In the early 1990s, Arie E. Kaufman, PhD, Distinguished Professor and Chair of Stony Brook’s Department of Computer Science, along with Jerome Zhengrong Liang, PhD, Co-Director of Radiology Research, began work on what evolved into a revolutionary medical imaging breakthrough: 3-D virtual colonoscopy (VC). Their FDA-approved application-driven innovation revolutionized colon cancer screenings, offering an accurate, faster and less invasive alternative to traditional colonoscopies. Dr.

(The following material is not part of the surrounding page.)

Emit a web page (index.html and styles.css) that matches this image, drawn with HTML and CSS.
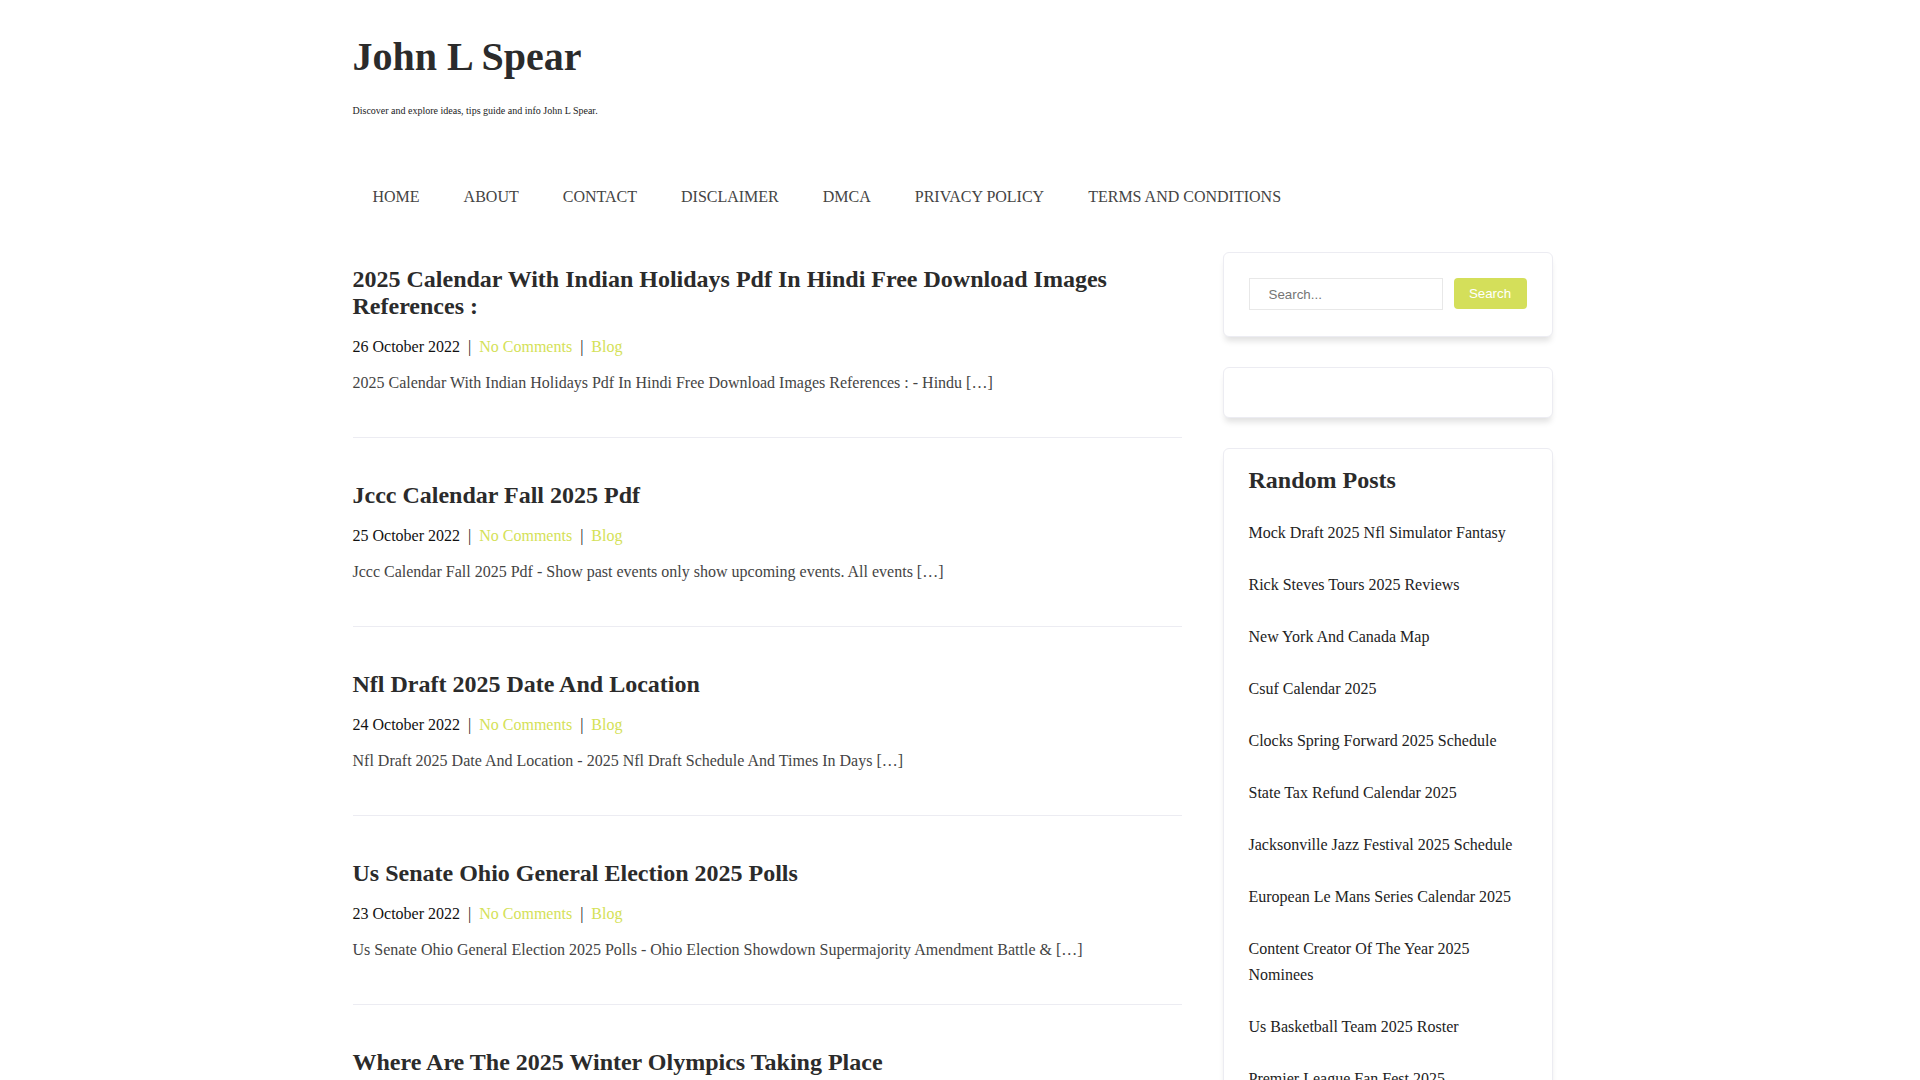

Liang's contributions to medical image reconstruction and virtual colonoscopy earned him the Institute of Electrical and Electronics Engineers (IEEE) Fellow Award in 2007. In April 2018, Dr. Kaufman was inducted as a Fellow of the National Academy of Inventors (NAI) in recognition of his research and innovations in 3-D VC technology, which has significantly improved patient comfort and procedure efficiency.

Barry S. Coller, MD

A preventive life-saver in ReoPro®

Barry S. Coller, MD, a former Distinguished Service Professor of Medicine and Pathology, and his landmark research on the rare platelet disorder Glanzmann thrombasthenia at Stony Brook’s School of Medicine, resulted in the development of the drug Abciximab. In 1994, in collaboration with scientists at biopharmaceutical company Centocor, Dr. Coller’s Abciximab became the first drug developed from SUNY technology to be approved by the US Food and Drug Administration for marketing in the United States. Marketed as ReoPro® the following year, the groundbreaking medication aided millions of patients in the prevention of heart attacks after angioplasty and stent procedures.

Carol Carter, PhD

Changing the future of antiviral drug development

At the onset of the AIDS pandemic, Carol Carter, PhD, Distinguished Professor of Microbiology and Immunology, Adjunct Professor of Physiology and Biophysics, and an early pioneer in the HIV research field, advanced understanding of the viral-encoded protease and purified the viral capsid protein for structural and biochemical studies. In 2001, Dr. Carter’s groundbreaking research, published in the Proceedings of the National Academy of Sciences (PNAS), identified an interaction between HIV and a host protein (Tsg101) that is essential for the assembly and budding of HIV viral particles from infected cells. Her findings opened a new field of research on host factors in microbial pathogenesis and suggested the possibility of targeting host proteins for developing antimicrobial therapeutics, with implications beyond HIV. As a result of her pioneering work, Dr. Carter was elected to the National Academy of Sciences in 2024.

Dupuytren’s contracture

A non-surgical breakthrough with Xiaflex®

In February 2010, the US Food and Drug Administration approved a novel medication for Dupuytren’s contracture, a debilitating hand disorder caused by the progressive buildup of collagen, resulting in finger deformities and limited mobility. Developed by Marie A. Badalamente, PhD, and Lawrence C. Hurst, MD, Department of Orthopaedics, the drug, called Xiaflex®, became the first FDA-approved non-surgical treatment for Dupuytren’s contracture. Previous FDA-approved clinical trials demonstrated significant improvement in patient outcomes with this injectable form of the enzyme collagenase. In December 2013, Xiaflex® also became the first FDA-approved treatment for Peyronie’s disease, a painful penile curvature resulting from plaque accumulation beneath the skin of the penis.

Yi-Xian Qin, PhD

Innovating a new ultrasound method that speeds the healing of bone fractures

In 2012, Yi-Xian Qin, PhD, Professor, Department of Biomedical Engineering, and Director of the Orthopaedic Bioengineering Research Laboratory at Stony Brook University, and his research team demonstrated how medium-intensity focused ultrasound can bolster the mobility of osteoblasts, the cells responsible for bone formation, and activate calcium release, the process that promotes growth. Dr. Qin and his team detailed their method, which has contributed heavily toward developing non-pharmacologic treatments of osteoporosis, fractures and other conditions involving bone loss, in the PLoS (Public Library of Science) One article “Mechanobiological Modulation of Cytoskeleton and Calcium Influx in Osteoblastic Cells by Short-Term Focused Acoustic Radiation Force.”